A Gué-de-Constantine, des enfants travaillent comme tôliers, mécaniciens, dans des stations d’essence, dans des chantiers de constructions et autres ateliers. Là, ils sont nombreux. Dans cette localité industrielle, ils ont plus de chance de trouver « une source d’argent ».

Les employeurs ne semblent pas s’embarrasser des lois sur les droits de l’enfant. Ils nous expliquent que ce travail ne représente un danger ni pour la santé ni pour le moral des enfants. « Ils ont besoin d’argent et moi j’ai besoin occasionnellement d’une main-d’œuvre.

Je ne vois aucun mal à cela », nous a dit un mécanicien de Gué-de-Constantine. Au square Port-Saïd d’Alger, la main-d’œuvre infantile se dispute même le terrain. Agés à peine de 14 à 16 ans, ces mineurs ne lâchent pas la moindre occasion qui se présente.

Ils sont manutentionnaires au port d’Alger, conduisent des bulldozers et d’autres engins dans les grands chantiers... Venu d’une ville de l’intérieur, Ahmed, que nous avons rencontré en plein travail, est guidé par un professionnel et un chef de chantier ; il conduit un engin pour faire dégager des pierres en vue du réaménagement d’une route communale.

Pour ce genre de travail, il est rémunéré à raison de 400 dinars par jour. De plus, ce mineur doit quotidiennement s’assurer s’il doit revenir le lendemain ou non. Rien n’est sûr. Karim ne dépasse pas 14 ans. Il est receveur dans un bus de transport en commun faisant la navette entre la place du 1er Mai et Kouba.

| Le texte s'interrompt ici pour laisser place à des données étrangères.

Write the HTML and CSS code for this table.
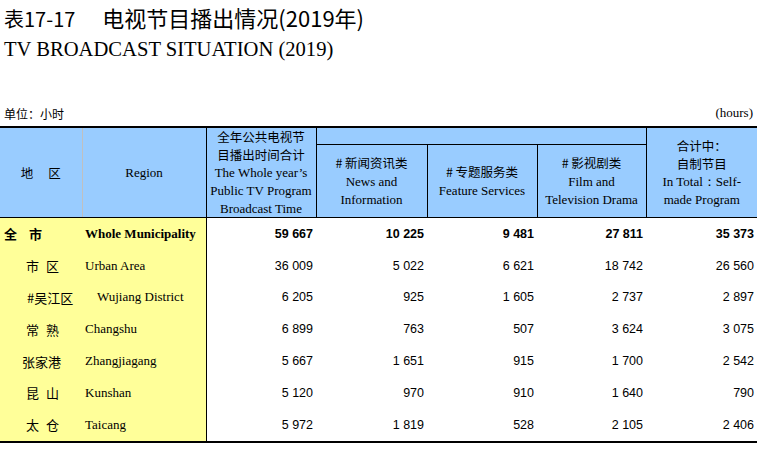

Intelligent, ce gamin qui a quitté l’école tôt ne se trompe jamais en rendant la monnaie. A l’arrêt des bus, avec sa petite voix, il invite les gens à s’installer à l’intérieur du véhicule. Dès le départ, il « ordonne » aux clients de payer.

Très méfiant, il refuse de nous expliquer les raisons qui l’ont conduit à être dans ce bus et non pas dans une salle de classe. A la rue de Tanger, ils sont plongeurs dans des restaurants ou des pizzerias. Selon eux, ils sont plus chanceux que d’autres, vendeurs ambulants ou faisant du porte-à-porte.

Dans les villes intérieures, on les retrouve travailleurs de la terre. Ils sont plus nombreux durant la saison des olives. Ils proposent leurs services à des familles et bénéficient en contrepartie soit d’argent, soit de quelques litres d’huile qu’ils revendent par la suite sur la route nationale.

Autre phénomène à relever, ces parents qui exploitent leurs propres enfants. Des familles mozabites poussent, en effet, leurs enfants à travailler à un âge précoce, notamment dans leurs propres magasins, Samir, par exemple, travaille chez un ami de son père.

Ce dernier a pourtant son propre magasin. « Un ami m’envoie son fils et je fais la même chose. C’est notre stratégie. C’est pour le bien de nos enfants », nous a expliqué un Mozabite.